Swindles, Summaries and The Honest Broker


Another summary for policy makers was released today by the Intergovernmental Panel on Climate Change. This one was from working group II: Climate Change Impacts, Adaptation and Vulnerability. They say bad things are about to happen everywhere, except maybe Canada.

While trawling for news reports on same I came across a still active link to the recent Channel 4 (UK) documentary The Great Global Warming Swindle. The programme hasn't been broadcast in North America and YouTube says they had to delete their copies at the request of the distributors. But there it was, on Google Video, so I watched it.

Obviously a skeptics' perspective, but skeptics should be heard. They are the ones who usually produce inconvenient truths.

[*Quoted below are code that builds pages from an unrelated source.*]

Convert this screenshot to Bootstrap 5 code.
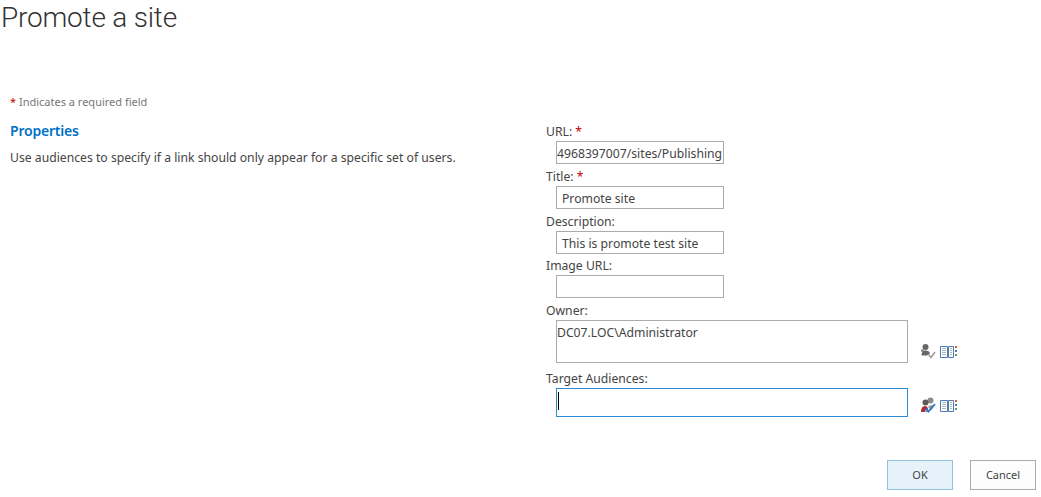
<!DOCTYPE html>
<html>
<head>
<meta charset="utf-8">
<title>Promote a site</title>
<link href="https://cdn.jsdelivr.net/npm/bootstrap@5.3.1/dist/css/bootstrap.min.css" rel="stylesheet">
<style>
body { font-family: "Noto Sans", "Open Sans", sans-serif; font-size: 12.2px; color: #444; background: #fff; overflow: hidden; }
.page-title { font-family: Roboto, sans-serif; font-weight: 300; font-size: 28px; letter-spacing: -0.2px; line-height: 35px; height: 36px; margin: 0; padding-left: 1px; color: #333; }
.req-note { margin: 57px 0 0 10px; height: 18px; line-height: 18px; font-size: 11px; color: #777; }
.req-star { color: #bf0000; }
.form-wrap { margin-top: 10px; }
.side-col { width: 546px; padding-left: 10px; }
.side-head { font-size: 14px; font-weight: 600; color: #0072c6; line-height: 20px; margin: 0 0 8px 0; letter-spacing: -0.2px; }
.side-text { font-size: 12.2px; line-height: 18px; margin: 0; }
.field-col { width: 495px; }
.fld-label { display: block; height: 20px; line-height: 22px; margin: 0; font-size: 12.2px; color: #444; }
.form-control.fld-input { width: 168px; height: 23px; min-height: 0; margin-left: 10px; padding: 1px 5px 0; border: 1px solid #ababab; border-radius: 0; font-size: 12.2px; line-height: 21px; color: #444; box-shadow: none; }
.form-control.fld-url { padding-left: 0; padding-right: 0; overflow: hidden; white-space: nowrap; }
.fld-row { margin-bottom: 2px; }
.fld-row-tight { margin-bottom: 1px; }
.fld-row-wide { margin-bottom: 5px; }
.people-row { display: flex; align-items: flex-end; margin-left: 10px; }
.people-box { width: 352px; border: 1px solid #ababab; padding: 3px 0 0 0; font-size: 12.2px; line-height: 18px; color: #444; }
.people-owner { height: 43px; }
.people-target { height: 29px; border-color: #2a8dd4; padding: 3px 0 0 1px; }
.caret-bar { display: block; width: 1px; height: 18px; background: #000; }
.people-icons { display: flex; gap: 4px; margin: 0 0 4px 12px; }
.foot-bar { margin-top: 41px; padding-right: 5px; gap: 17px; }
.btn.act-btn { width: 66px; height: 30px; padding: 0; border: 1px solid #ababab; border-radius: 0; background: #fdfdfd; font-size: 11px; color: #444; }
.btn.act-ok { background: #e6f2fa; border-color: #92c0e0; }
</style>
</head>
<body>
<h1 class="page-title">Promote a site</h1>
<div class="req-note"><span class="req-star">*</span> Indicates a required field</div>
<div class="d-flex form-wrap">
  <div class="side-col">
    <h2 class="side-head">Properties</h2>
    <p class="side-text">Use audiences to specify if a link should only appear for a specific set of users.</p>
  </div>
  <form class="field-col">
    <div class="fld-row">
      <label class="fld-label">URL: <span class="req-star">*</span></label>
      <input class="form-control fld-input fld-url" type="text" value="4968397007/sites/Publishing">
    </div>
    <div class="fld-row">
      <label class="fld-label">Title: <span class="req-star">*</span></label>
      <input class="form-control fld-input" type="text" value="Promote site">
    </div>
    <div class="fld-row-tight">
      <label class="fld-label">Description:</label>
      <input class="form-control fld-input" type="text" value="This is promote test site">
    </div>
    <div class="fld-row">
      <label class="fld-label">Image URL:</label>
      <input class="form-control fld-input" type="text">
    </div>
    <div class="fld-row-wide">
      <label class="fld-label">Owner:</label>
      <div class="people-row">
        <div class="people-box people-owner">DC07.LOC\Administrator</div>
        <div class="people-icons">
          <svg width="16" height="16" viewBox="0 0 16 16"><circle cx="5.500" cy="4" r="3" fill="#666"/><circle cx="2.500" cy="7.500" r="1.500" fill="#8a8a8a"/><path d="M1.500 12.500c0-3.500 1.500-5 4-5s4 1 4.500 3l-3 2z" fill="#666"/><path d="M8.500 11.500l2.500 3 4-5.500" fill="none" stroke="#999" stroke-width="1.400"/></svg>
          <svg width="17" height="16" viewBox="0 0 17 16"><path d="M.5 3.500h7v11h-7zM8.500 3.500h5v11h-5z" fill="#fff" stroke="#4a7db5"/><path d="M2 5.500h4M2 7.500h4M2 9.500h4M2 11.500h4M10 5.500h2M10 7.500h2M10 9.500h2M10 11.500h2" stroke="#b5b5b5"/><path d="M15 3h2v2h-2z" fill="#e0592a"/><path d="M15 7h2v2h-2z" fill="#3f7fc4"/><path d="M15 11h2v2h-2z" fill="#5aa088"/></svg>
        </div>
      </div>
    </div>
    <div class="fld-row">
      <label class="fld-label">Target Audiences:</label>
      <div class="people-row">
        <div class="people-box people-target"><span class="caret-bar"></span></div>
        <div class="people-icons">
          <svg width="16" height="16" viewBox="0 0 16 16"><circle cx="10.500" cy="3.500" r="3" fill="#8a8a8a"/><circle cx="5.500" cy="5.500" r="3" fill="#5a5a5a"/><path d="M8 10c1-2 5-2.500 6-.5l-3 4z" fill="#9a9a9a"/><path d="M1 15c0-4 1.500-6 4-6 1.500 0 2.500 1 3 2.500V15z" fill="#b3262e"/><path d="M5 13.500l2 1.500" stroke="#7fb8dc" stroke-width="2"/><path d="M6 11l2.500 3.500L15 7" fill="none" stroke="#2b78cc" stroke-width="1.800"/></svg>
          <svg width="17" height="16" viewBox="0 0 17 16"><path d="M.5 3.500h7v11h-7zM8.500 3.500h5v11h-5z" fill="#fff" stroke="#4a7db5"/><path d="M2 5.500h4M2 7.500h4M2 9.500h4M2 11.500h4M10 5.500h2M10 7.500h2M10 9.500h2M10 11.500h2" stroke="#b5b5b5"/><path d="M15 3h2v2h-2z" fill="#e0592a"/><path d="M15 7h2v2h-2z" fill="#3f7fc4"/><path d="M15 11h2v2h-2z" fill="#5aa088"/></svg>
        </div>
      </div>
    </div>
  </form>
</div>
<div class="d-flex justify-content-end foot-bar">
  <button type="button" class="btn act-btn act-ok">OK</button>
  <button type="button" class="btn act-btn">Cancel</button>
</div>
<script src="https://cdn.jsdelivr.net/npm/bootstrap@5.3.1/dist/js/bootstrap.bundle.min.js"></script>
</body>
</html>
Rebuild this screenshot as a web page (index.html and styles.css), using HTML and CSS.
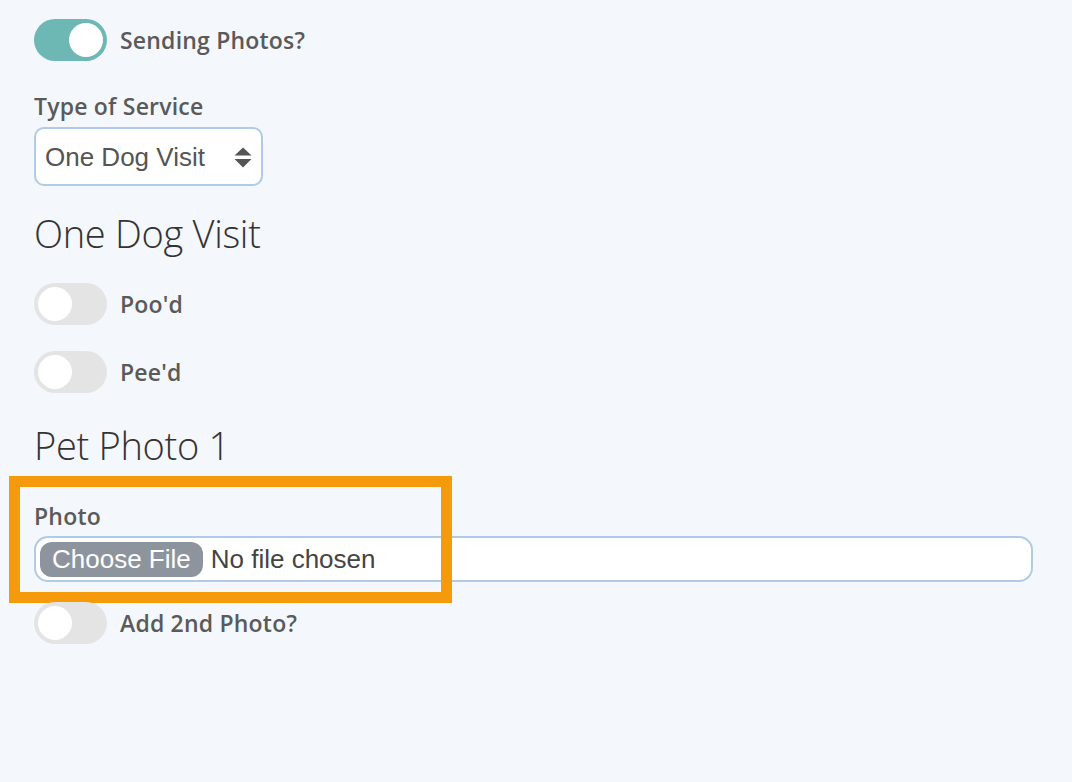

And even though film and video documentaries are the least trustworthy forms of journalism I was curious to see the faces and hear the voices of several scientists whose contrarian opinions I had only read before.

It was of course the flip side to Al Gore's movie, and just as convincing. In answer to Gore's graph of rising CO2 we get an alternative chart tracing solar radiation. Where Gore decries the influence of the fossil fuel industries, The GGW Swindle points the finger at the self perpetuating nature of the funding gravy train for research into climate change.

At the end of both shows the directors had impressed me without shaking my skepticism about their respective advocacies. I still think global warming is a real concern while still doubting that its effects over the next century will be catastrophic. We are going to have to adapt to a warmer world, even if we find a way to abandon fossil fuels in the near future.

Some of the criticism of and commentary on The GGWS can be found here, here, here, here and here. While Gore is the more careless when it comes to scientific accuracy, Swindle director Martin Durkin is not without faults.

The National Post is running a series on climate change skeptics by Lawrence Solomon of Energy Probe and the Urban Renaissance Institute. Yesterday's essay was on Fighting climate 'fluff' with Freeman Dyson.

I've downloaded today's summary publication (pdf) from the IPCC, but what I'm really looking forward to reading is the actual Assessment report itself, which is apparently still some months away. I don't expect that document to be free from controversy either. As Melanie Phillips points out, here and here, the IPCC editorial process is way too political in ways that raise doubts about the Panel's integrity. The price of achieving consensus is too high and a number of scientists, from opposing sides, are quitting or threatening to quit rather than keeping quiet about their misgivings.

Which brings me to the happy news that The Honest Broker, by Roger Pielke Jr, is now out in print, at least in Europe and the UK. Coming soon, I understand, to a bookstore near me.

Scientists have a choice concerning what role they should play in political debates and policy formation, particularly in terms of how they present their research. This book is about understanding this choice, what considerations are important to think about when deciding, and the consequences of such choices for the individual scientist and the broader scientific enterprise. Rather than prescribing what course of action each scientist ought to take, the book aims to identify a range of options for individual scientists to consider in making their own judgments about how they would like to position themselves in relation to policy and politics. Using examples from a range of scientific controversies and thought-provoking analogies from other walks of life, The Honest Broker challenges us all - scientists, politicians and citizens - to think carefully about how best science can contribute to policy-making and a healthy democracy.

Thanks to Lynne and Max for sending me some of the links mentioned above.